** Exercise **
Gather every line holding the string "screenshot".
+++ Data lines
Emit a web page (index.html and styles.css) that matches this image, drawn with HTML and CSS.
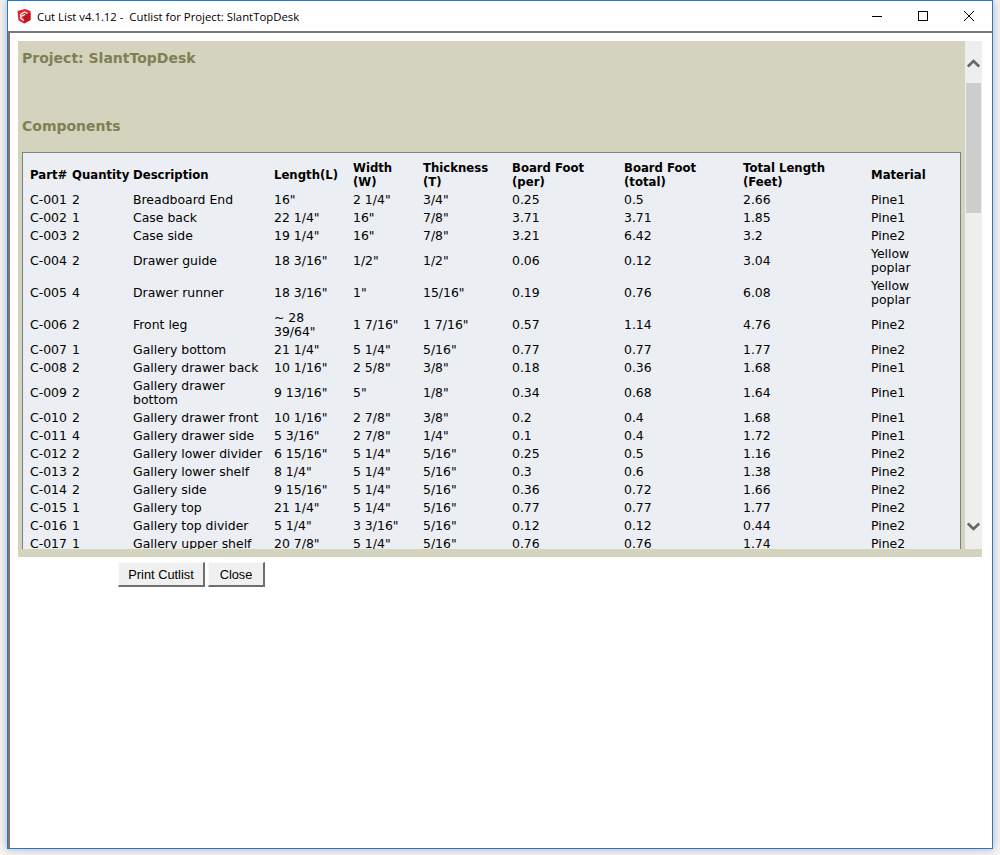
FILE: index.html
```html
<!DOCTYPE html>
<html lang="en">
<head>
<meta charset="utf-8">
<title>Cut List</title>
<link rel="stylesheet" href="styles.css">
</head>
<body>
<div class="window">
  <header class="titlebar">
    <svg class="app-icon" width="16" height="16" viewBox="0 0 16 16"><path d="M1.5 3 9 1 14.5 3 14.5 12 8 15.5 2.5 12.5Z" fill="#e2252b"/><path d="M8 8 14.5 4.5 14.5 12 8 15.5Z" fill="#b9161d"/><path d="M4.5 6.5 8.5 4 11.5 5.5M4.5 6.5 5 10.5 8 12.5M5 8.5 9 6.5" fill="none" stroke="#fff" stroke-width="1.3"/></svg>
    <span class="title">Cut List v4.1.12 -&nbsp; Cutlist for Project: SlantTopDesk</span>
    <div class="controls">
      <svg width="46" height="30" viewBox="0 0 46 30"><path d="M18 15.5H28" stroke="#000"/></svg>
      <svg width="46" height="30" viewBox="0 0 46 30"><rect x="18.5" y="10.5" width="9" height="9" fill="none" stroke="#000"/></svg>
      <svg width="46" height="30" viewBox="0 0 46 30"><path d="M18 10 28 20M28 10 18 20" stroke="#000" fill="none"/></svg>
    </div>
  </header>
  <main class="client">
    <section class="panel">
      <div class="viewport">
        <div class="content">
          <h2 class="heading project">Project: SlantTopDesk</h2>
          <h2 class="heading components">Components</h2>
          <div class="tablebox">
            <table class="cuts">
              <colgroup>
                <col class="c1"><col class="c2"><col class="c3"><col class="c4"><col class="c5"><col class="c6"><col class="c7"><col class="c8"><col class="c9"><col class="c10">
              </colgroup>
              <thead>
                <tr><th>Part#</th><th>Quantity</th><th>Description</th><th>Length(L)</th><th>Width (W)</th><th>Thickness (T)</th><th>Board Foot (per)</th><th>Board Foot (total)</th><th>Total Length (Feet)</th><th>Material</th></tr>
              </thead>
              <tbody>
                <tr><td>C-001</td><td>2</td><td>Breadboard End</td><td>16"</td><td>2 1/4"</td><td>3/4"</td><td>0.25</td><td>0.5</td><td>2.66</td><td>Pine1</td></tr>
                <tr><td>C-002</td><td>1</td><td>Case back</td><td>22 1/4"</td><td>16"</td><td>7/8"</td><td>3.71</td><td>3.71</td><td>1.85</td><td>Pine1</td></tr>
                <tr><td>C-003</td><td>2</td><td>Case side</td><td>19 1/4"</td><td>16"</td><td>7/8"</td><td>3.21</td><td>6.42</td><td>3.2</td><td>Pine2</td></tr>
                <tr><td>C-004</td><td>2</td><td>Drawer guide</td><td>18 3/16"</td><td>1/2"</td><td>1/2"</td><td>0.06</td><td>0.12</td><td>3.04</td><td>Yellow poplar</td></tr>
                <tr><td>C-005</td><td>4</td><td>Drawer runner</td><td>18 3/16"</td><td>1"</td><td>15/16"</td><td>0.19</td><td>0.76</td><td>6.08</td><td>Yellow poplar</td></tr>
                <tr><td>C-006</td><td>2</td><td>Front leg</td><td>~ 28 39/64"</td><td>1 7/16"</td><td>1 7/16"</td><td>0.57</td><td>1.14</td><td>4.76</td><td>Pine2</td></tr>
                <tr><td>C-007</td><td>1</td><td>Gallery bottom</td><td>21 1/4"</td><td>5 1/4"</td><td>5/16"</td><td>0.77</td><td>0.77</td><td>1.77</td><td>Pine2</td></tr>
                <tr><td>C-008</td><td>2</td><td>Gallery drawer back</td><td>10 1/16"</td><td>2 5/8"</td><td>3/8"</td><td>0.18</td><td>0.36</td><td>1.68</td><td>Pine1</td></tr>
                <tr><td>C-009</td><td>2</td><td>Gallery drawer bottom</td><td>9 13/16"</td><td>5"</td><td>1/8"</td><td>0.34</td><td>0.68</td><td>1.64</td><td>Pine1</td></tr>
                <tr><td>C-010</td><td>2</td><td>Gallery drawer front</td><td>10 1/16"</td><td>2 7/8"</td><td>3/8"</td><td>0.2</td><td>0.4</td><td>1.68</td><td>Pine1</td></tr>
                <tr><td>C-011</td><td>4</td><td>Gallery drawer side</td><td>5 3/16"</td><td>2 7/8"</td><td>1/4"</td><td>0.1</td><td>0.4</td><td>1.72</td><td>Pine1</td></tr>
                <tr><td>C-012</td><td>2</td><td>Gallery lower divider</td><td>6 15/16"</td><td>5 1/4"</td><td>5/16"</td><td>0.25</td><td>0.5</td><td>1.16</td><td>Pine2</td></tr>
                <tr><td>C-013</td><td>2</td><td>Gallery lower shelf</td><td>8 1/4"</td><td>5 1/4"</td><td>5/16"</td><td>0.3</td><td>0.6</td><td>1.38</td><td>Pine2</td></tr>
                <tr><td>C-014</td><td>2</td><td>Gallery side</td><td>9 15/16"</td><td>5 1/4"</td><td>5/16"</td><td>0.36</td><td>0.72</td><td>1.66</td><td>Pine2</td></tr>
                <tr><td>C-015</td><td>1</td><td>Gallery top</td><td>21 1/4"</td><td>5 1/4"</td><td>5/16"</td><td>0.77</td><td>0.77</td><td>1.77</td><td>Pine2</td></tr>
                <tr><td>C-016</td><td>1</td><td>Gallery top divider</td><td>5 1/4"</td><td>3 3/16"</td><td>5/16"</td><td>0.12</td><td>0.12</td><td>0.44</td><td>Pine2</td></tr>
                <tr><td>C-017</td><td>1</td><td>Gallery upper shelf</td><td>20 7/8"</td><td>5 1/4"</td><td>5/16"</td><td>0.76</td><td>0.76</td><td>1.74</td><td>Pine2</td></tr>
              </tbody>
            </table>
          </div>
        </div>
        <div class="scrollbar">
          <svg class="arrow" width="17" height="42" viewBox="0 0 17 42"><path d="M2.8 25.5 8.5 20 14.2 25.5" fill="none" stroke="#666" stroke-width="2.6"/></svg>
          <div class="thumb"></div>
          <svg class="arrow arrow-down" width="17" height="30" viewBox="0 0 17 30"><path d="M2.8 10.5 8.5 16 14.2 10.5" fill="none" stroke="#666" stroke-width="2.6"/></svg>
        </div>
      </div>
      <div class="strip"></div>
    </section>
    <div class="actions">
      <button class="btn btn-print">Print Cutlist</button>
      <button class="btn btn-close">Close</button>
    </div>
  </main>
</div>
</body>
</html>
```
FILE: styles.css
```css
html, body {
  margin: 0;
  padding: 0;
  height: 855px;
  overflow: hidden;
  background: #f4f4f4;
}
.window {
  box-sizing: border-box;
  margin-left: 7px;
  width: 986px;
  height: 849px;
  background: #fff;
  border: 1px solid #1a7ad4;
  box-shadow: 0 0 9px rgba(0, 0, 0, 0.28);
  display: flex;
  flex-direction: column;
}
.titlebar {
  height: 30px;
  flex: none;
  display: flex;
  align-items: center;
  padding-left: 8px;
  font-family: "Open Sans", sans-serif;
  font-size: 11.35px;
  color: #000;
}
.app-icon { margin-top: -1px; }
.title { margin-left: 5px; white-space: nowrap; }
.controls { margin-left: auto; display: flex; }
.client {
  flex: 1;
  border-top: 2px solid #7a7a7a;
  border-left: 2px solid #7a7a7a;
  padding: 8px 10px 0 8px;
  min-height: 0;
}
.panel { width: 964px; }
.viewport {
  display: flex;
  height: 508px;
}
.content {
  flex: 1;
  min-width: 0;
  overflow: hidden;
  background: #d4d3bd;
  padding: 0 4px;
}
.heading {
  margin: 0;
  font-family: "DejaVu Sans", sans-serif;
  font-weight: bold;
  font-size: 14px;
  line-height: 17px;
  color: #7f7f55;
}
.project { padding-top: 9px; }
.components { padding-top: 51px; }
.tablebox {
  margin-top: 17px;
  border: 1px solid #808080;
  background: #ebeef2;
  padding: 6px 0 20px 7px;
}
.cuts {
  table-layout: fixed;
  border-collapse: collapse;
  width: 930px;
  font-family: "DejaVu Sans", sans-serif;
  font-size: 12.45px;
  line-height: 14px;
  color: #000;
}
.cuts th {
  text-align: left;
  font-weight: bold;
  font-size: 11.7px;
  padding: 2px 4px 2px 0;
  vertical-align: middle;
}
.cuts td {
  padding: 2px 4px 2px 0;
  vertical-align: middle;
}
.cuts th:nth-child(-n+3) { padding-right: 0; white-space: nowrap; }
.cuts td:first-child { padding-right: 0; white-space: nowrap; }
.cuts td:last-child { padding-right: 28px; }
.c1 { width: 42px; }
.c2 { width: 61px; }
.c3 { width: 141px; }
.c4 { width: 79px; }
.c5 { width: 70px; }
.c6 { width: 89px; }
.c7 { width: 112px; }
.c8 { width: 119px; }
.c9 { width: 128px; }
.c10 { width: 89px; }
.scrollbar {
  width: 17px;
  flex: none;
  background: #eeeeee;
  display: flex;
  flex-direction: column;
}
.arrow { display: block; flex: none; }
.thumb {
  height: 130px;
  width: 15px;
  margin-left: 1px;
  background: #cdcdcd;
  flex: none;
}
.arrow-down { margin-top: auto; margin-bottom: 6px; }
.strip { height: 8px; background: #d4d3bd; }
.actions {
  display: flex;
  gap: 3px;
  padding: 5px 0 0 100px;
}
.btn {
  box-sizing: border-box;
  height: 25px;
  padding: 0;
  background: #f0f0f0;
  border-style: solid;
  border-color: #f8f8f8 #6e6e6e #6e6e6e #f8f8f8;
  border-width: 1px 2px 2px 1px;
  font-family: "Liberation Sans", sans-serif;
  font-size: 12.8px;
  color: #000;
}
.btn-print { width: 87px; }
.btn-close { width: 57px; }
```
++++++
+++ Data lines
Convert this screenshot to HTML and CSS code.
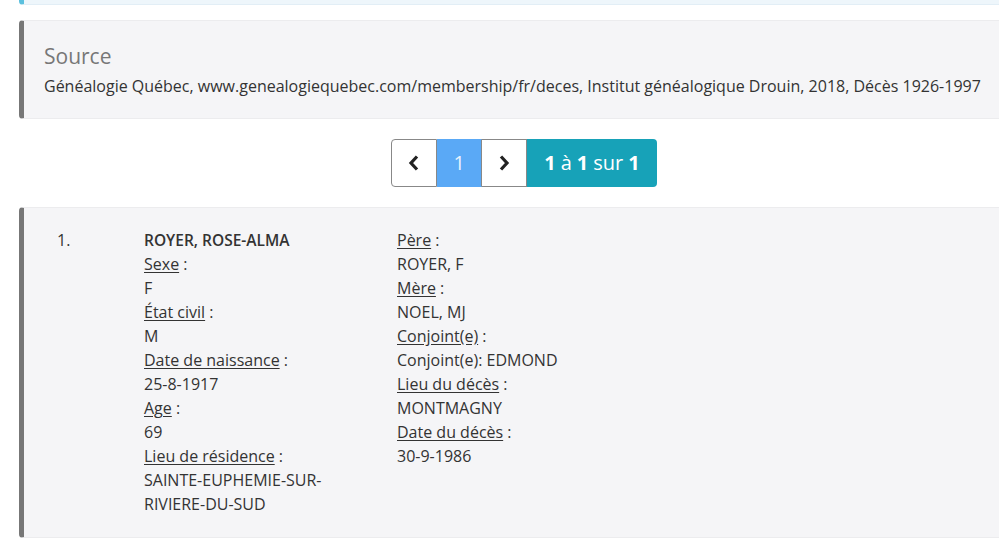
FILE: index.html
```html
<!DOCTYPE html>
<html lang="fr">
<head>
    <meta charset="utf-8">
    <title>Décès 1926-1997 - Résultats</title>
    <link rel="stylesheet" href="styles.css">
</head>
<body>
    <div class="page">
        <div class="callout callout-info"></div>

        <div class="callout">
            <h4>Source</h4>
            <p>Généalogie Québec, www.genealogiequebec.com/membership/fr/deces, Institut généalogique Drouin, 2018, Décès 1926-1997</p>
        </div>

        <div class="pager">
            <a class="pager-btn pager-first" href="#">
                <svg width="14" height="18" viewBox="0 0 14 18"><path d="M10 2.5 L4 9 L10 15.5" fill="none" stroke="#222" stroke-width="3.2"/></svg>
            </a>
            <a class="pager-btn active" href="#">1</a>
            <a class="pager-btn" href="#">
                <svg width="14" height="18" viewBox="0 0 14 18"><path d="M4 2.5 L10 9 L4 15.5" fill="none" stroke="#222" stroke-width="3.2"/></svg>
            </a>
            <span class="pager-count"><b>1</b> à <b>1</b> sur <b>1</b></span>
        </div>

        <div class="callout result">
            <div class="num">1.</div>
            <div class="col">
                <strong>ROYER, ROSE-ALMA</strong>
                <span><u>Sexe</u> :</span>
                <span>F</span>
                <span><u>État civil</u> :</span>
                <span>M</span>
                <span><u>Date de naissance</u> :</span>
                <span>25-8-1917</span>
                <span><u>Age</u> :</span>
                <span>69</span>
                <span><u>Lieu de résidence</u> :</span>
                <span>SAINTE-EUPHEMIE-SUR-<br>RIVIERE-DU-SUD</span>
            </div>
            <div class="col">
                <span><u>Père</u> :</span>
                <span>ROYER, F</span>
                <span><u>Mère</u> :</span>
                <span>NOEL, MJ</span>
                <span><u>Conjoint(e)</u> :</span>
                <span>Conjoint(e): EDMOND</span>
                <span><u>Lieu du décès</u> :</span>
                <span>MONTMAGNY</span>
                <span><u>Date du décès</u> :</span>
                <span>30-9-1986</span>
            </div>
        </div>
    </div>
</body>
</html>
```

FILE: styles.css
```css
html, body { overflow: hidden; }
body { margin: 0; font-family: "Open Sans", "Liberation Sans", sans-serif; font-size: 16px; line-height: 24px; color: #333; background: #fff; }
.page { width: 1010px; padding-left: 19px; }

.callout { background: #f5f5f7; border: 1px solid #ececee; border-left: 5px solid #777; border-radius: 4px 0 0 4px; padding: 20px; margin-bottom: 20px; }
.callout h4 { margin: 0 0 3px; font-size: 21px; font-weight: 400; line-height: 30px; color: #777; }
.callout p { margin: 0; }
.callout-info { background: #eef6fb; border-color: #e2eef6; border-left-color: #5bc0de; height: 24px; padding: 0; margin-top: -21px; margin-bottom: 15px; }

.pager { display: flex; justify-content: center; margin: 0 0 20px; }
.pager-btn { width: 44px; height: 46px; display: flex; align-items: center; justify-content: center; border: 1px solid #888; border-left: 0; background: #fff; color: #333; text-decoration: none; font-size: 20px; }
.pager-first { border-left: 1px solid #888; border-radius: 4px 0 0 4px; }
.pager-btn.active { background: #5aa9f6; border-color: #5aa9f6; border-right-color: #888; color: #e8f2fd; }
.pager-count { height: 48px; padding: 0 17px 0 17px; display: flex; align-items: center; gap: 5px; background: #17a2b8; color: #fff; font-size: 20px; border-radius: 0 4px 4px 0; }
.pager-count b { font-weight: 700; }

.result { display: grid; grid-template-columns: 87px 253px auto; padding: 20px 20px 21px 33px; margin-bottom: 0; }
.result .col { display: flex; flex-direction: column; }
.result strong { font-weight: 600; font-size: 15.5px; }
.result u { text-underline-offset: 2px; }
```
++++++
+++ Data lines
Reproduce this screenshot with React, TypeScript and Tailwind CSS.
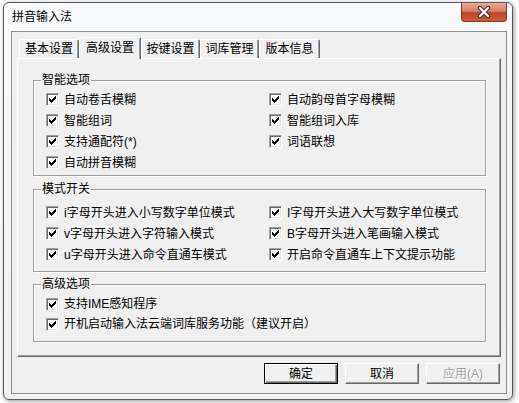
++++++
** Full solution **
Convert this screenshot to HTML and CSS code.
Reproduce this screenshot with React, TypeScript and Tailwind CSS.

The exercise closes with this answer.